So my run of posting a photo of Arianwen every week didn’t last very long did it? I started to have doubts, both about the general safety aspects of posting so many photos of her online (how will I persuade her to be ‘Share Aware’ in the future if I’ve not 100% thought through the implications of sharing photos myself). But it also started to feel uncomfortable as it felt like it implied that she was some sort of project to me, rather than the actual photos being the project, if that makes any sense at all.
I’ve been having vague thoughts about how we treat children and view childhood as a society. I wish I was articulate enough to, you know, articulate them. It boils down to a balance being wrong somewhere. By seeing children as ‘other’, and making such a big deal of childhood, does this make it harder for us to ensure that children have the rights they’re entitled to as human beings? Which is not to say that children should be treated as mini adults, as of course they do have different physiological and developmental needs.

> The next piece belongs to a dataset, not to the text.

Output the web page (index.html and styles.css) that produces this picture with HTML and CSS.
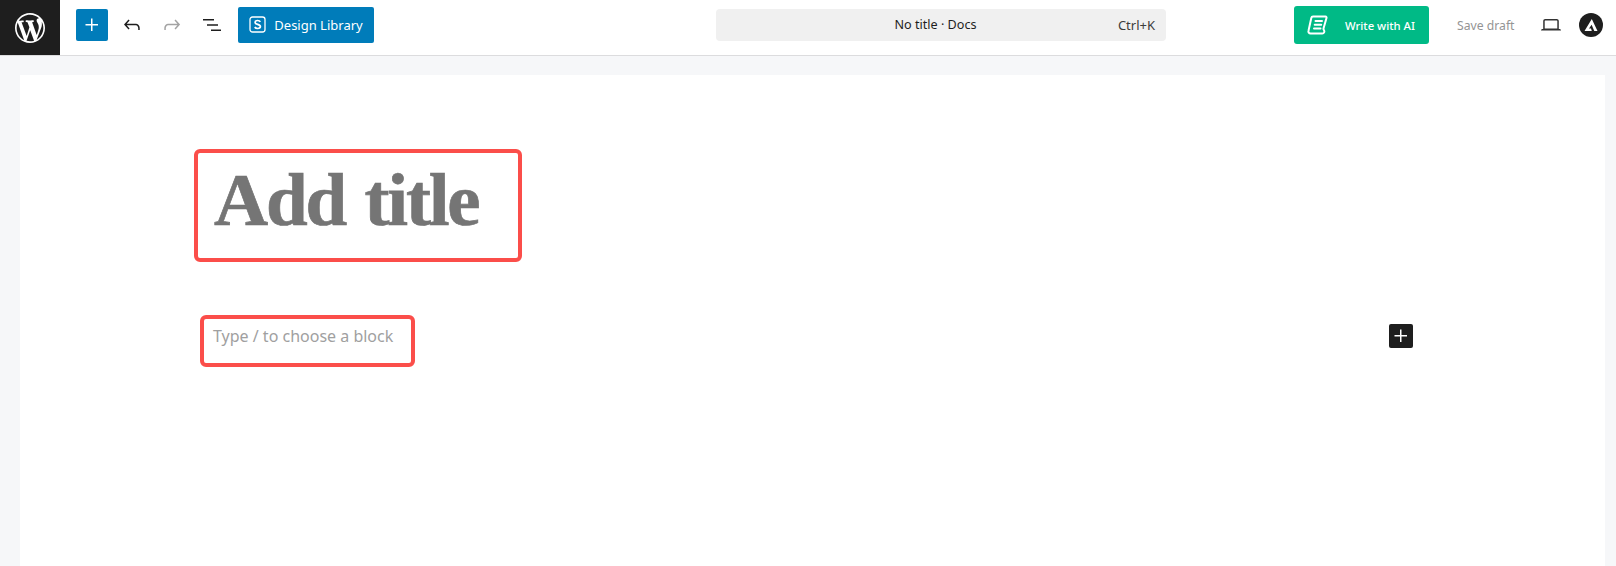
FILE: index.html
```html
<!DOCTYPE html>
<html lang="en">
<head>
    <title>No title - Docs</title>
    <link rel="stylesheet" href="styles.css">
</head>
<body>
    <header class="topbar">
        <a class="logo">
            <svg viewBox="0 0 20 20" width="30" height="30" fill="#fff"><path d="M20 10c0-5.51-4.49-10-10-10C4.48 0 0 4.49 0 10c0 5.52 4.48 10 10 10 5.51 0 10-4.48 10-10zM7.78 15.37L4.37 6.22c.55-.02 1.17-.08 1.17-.08.5-.06.44-1.13-.06-1.11 0 0-1.45.11-2.37.11-.18 0-.37 0-.58-.01C4.12 2.69 6.87 1.11 10 1.11c2.33 0 4.45.87 6.05 2.34-.68-.11-1.65.39-1.65 1.58 0 .74.45 1.36.9 2.1.35.61.55 1.36.55 2.46 0 1.49-1.4 5-1.4 5l-3.03-8.37c.54-.02.82-.17.82-.17.5-.05.44-1.25-.06-1.22 0 0-1.44.12-2.38.12-.87 0-2.33-.12-2.33-.12-.5-.03-.56 1.2-.06 1.22l.92.08 1.26 3.41zM17.41 10c.24-.64.74-1.87.43-4.25.7 1.29 1.05 2.71 1.05 4.25 0 3.29-1.73 6.24-4.4 7.78.97-2.59 1.94-5.2 2.92-7.78zM6.1 18.09C3.12 16.65 1.11 13.53 1.11 10c0-1.3.23-2.48.72-3.59C3.25 10.3 4.67 14.2 6.1 18.09zm4.03-6.63l2.58 6.98c-.86.29-1.76.45-2.71.45-.79 0-1.57-.11-2.29-.33.81-2.38 1.62-4.74 2.42-7.1z"/></svg>
        </a>

        <div class="tools">
            <button class="add-btn">
                <svg viewBox="0 0 24 24" width="24" height="24" fill="#fff"><path d="M11 12.500V18h1.500v-5.500H18V11h-5.500V5.500H11V11H5.500v1.500z"/></svg>
            </button>
            <button class="icon-btn">
                <svg viewBox="0 0 24 24" width="24" height="24" fill="#1e1e1e"><path d="M18.300 11.700c-.6-.6-1.400-.9-2.300-.9H6.700l2.900-3.300-1.100-1-4.500 5L8.500 16.500l1.100-1-2.900-3.200H16c.5 0 .9.200 1.200.500.7.700 1 1.600 1 2.300v2h1.500v-2c0-1.200-.5-2.500-1.400-3.400z"/></svg>
            </button>
            <button class="icon-btn">
                <svg viewBox="0 0 24 24" width="24" height="24" fill="#a3a3a3"><path d="M15.600 6.500l-1.100 1 2.900 3.300H8c-.9 0-1.700.3-2.300.9-.9.900-1.400 2.200-1.400 3.400v2h1.500v-2c0-.7.300-1.600 1-2.300.3-.3.700-.5 1.200-.5h9.400l-2.900 3.200 1.100 1 4.500-5-4.500-5z"/></svg>
            </button>
            <button class="icon-btn">
                <svg viewBox="0 0 24 24" width="24" height="24" fill="#1e1e1e"><path d="M3 6h11v1.500H3zM7 11.250h11v1.500H7zM11 16.500h10V18H11z"/></svg>
            </button>
            <button class="library-btn">
                <svg viewBox="0 0 18 18" width="18" height="18" fill="none"><rect x="1" y="1" width="15" height="15" rx="2.500" stroke="#fff" stroke-width="1.300"/><path d="M11.300 5.800c-.4-.8-1.500-1.300-2.700-1.300-1.400 0-2.500.7-2.500 1.900 0 2.500 5.300 1.500 5.300 4.200 0 1.200-1.200 1.900-2.700 1.900-1.300 0-2.400-.5-2.900-1.500" stroke="#fff" stroke-width="1.700"/></svg>
                <span>Design Library</span>
            </button>
        </div>

        <div class="command">
            <span class="command-title">No title · Docs</span>
            <span class="command-key">Ctrl+K</span>
        </div>

        <div class="actions">
            <button class="ai-btn">
                <svg viewBox="0 0 21 20" width="21" height="20" fill="none" stroke="#fff" stroke-width="2" stroke-linejoin="round" stroke-linecap="round"><path d="M6 1.500h12.500c.8 0 1.200.7 1 1.400l-3 10.600c-.2.700.1 1.200.5 1.800.9 1.300 0 3.200-1.700 3.200H3.500c-1.500 0-2.500-1.200-2-2.800L4.300 3c.2-.9.800-1.500 1.700-1.500z"/><path d="M8.500 6h6.500M7.700 9.700h6.500M7 13.400h6.500"/></svg>
                <span>Write with AI</span>
            </button>
            <span class="save-draft">Save draft</span>
            <button class="icon-btn preview">
                <svg viewBox="0 0 24 24" width="24" height="24" fill="#333"><path d="M20.500 16h-.7V8c0-1.100-.9-2-2-2H6.200c-1.100 0-2 .9-2 2v8h-.7c-.8 0-1.500.7-1.500 1.500h20c0-.8-.7-1.500-1.500-1.500zM5.700 8c0-.3.200-.5.500-.5h11.600c.3 0 .5.200.5.500v7.600H5.700V8z"/></svg>
            </button>
            <svg class="astra" viewBox="0 0 24 24" width="24" height="24"><circle cx="12" cy="12" r="12" fill="#1e1e1e"/><path d="M12.800 6L18.500 18h-3.200l-2.700-6.300L10 15.500l2 0 .8 2.500H5.500z" fill="#fff"/></svg>
        </div>
    </header>

    <main class="canvas">
        <div class="sheet">
            <div class="title-box">
                <h1>Add title</h1>
            </div>
            <div class="block-row">
                <div class="para-box">Type / to choose a block</div>
                <button class="block-add">
                    <svg viewBox="0 0 24 24" width="24" height="24" fill="#fff"><path d="M11 12.500V18h1.500v-5.500H18V11h-5.500V5.500H11V11H5.500v1.500z"/></svg>
                </button>
            </div>
        </div>
    </main>
</body>
</html>
```

FILE: styles.css
```css
* {
    box-sizing: border-box;
}

body {
    margin: 0;
    height: 566px;
    overflow: hidden;
    display: flex;
    flex-direction: column;
    background-color: #f6f7f9;
    color: #1e1e1e;
    font-family: "Noto Sans", "Open Sans", sans-serif;
    font-size: 13px;
}

button {
    display: flex;
    align-items: center;
    justify-content: center;
    padding: 0;
    border: none;
    background: none;
    font-family: inherit;
    cursor: pointer;
}

.topbar {
    flex: none;
    height: 56px;
    padding-bottom: 5px;
    display: flex;
    align-items: center;
    background: #fff;
    border-bottom: 1px solid #dcdcde;
}

.logo {
    flex: none;
    align-self: flex-start;
    width: 60px;
    height: 55px;
    display: flex;
    align-items: center;
    justify-content: center;
    background: #1e1e1e;
}

.tools {
    flex: none;
    width: 374px;
    padding-left: 16px;
    display: flex;
    align-items: center;
}

.add-btn {
    width: 32px;
    height: 32px;
    border-radius: 2px;
    background: #007cba;
}

.icon-btn {
    width: 40px;
    height: 32px;
}

.add-btn + .icon-btn {
    margin-left: 4px;
}

.library-btn {
    margin-left: 6px;
    width: 136px;
    height: 36px;
    gap: 7px;
    border-radius: 2px;
    background: #007cba;
    color: #fff;
    font-size: 13px;
}

.command {
    flex: none;
    position: relative;
    margin-left: 282px;
    width: 450px;
    height: 32px;
    display: flex;
    align-items: center;
    justify-content: center;
    border-radius: 4px;
    background: #f0f0f0;
    font-size: 12.6px;
}

.command-title {
    margin-left: -11px;
    margin-top: -2px;
}

.command-key {
    position: absolute;
    right: 11px;
    top: 7px;
    color: #3c3c3c;
    font-size: 13px;
}

.actions {
    flex: none;
    margin-left: 128px;
    display: flex;
    align-items: center;
}

.ai-btn {
    width: 135px;
    height: 38px;
    padding-right: 1px;
    gap: 17px;
    border-radius: 3px;
    background: #00ba86;
    color: #fff;
    font-size: 11.3px;
    font-weight: 500;
}

.save-draft {
    margin-left: 28px;
    color: #949494;
    font-size: 12.2px;
}

.preview {
    margin-left: 17px;
}

.astra {
    margin-left: 8px;
}

.canvas {
    flex: 1;
    padding: 19px 11px 0 20px;
}

.sheet {
    height: 100%;
    padding: 74px 0 0 174px;
    background: #fff;
}

.title-box {
    width: 328px;
    height: 113px;
    padding: 0 0 0 16px;
    border: 4px solid #fb4e4a;
    border-radius: 6px;
}

h1 {
    margin: 0;
    padding-top: 2px;
    color: #757575;
    font-family: "Liberation Serif", serif;
    font-size: 75px;
    font-weight: 700;
    letter-spacing: -2.2px;
    word-spacing: 3px;
    line-height: 90px;
    -webkit-text-stroke: 0.7px #757575;
}

.block-row {
    margin-top: 53px;
    padding-left: 6px;
    display: flex;
    align-items: flex-start;
}

.para-box {
    width: 215px;
    height: 52px;
    padding: 2px 0 0 9px;
    border: 4px solid #fb4e4a;
    border-radius: 6px;
    color: #a0a0a0;
    font-size: 16px;
    line-height: 30px;
}

.block-add {
    margin-left: 974px;
    margin-top: 9px;
    width: 24px;
    height: 24px;
    border-radius: 2px;
    background: #1e1e1e;
}
```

So much energy seems to be spent on making childhood ‘magical’. I admit I’ve been drawn in by the shiny ideas on Pinterest and made rainbow spaghetti (which Arianwen ate rather than played with, then the cat ate it and got sick, and then the patio was covered in tiny spaghetti worms for weeks). But does all this emphasis on ‘sensory play’ make it so that normal life isn’t seen as enough? I actually saw a mum say on a Facebook group that her baby ‘hadn’t done anything sensory yet’, as if because she hadn’t spent time making cloud dough that her baby wouldn’t have experienced anything yet. It just seems another way of cutting off a child’s world from adult society. It doesn’t feel quite right to me how children are banded together in groups of the same age for so much of the time, rather than having the chance to interact and learn from older and younger people.
Oops, this hasn’t really gone anywhere. My thoughts aren’t really defined enough to go anywhere yet. I have no idea if this makes any sense. If anyone can articulate it for me that would be great! Or if anyone’s read anything that could shed some light on my thoughts? I guess it’s about how it makes sense that as a society we push children towards independence (wow, she sleeps all night in her own cot, what a good baby!) while also surrounding them in this big fluffy cloud of magical childhood rather than just, well, letting them get on with it with a bot of guidance. (By writing this I am no way saying I have any sort of balance right, in case you’re wondering).
This vague rant was brought to you by too much coffee, and a rare hour on my own.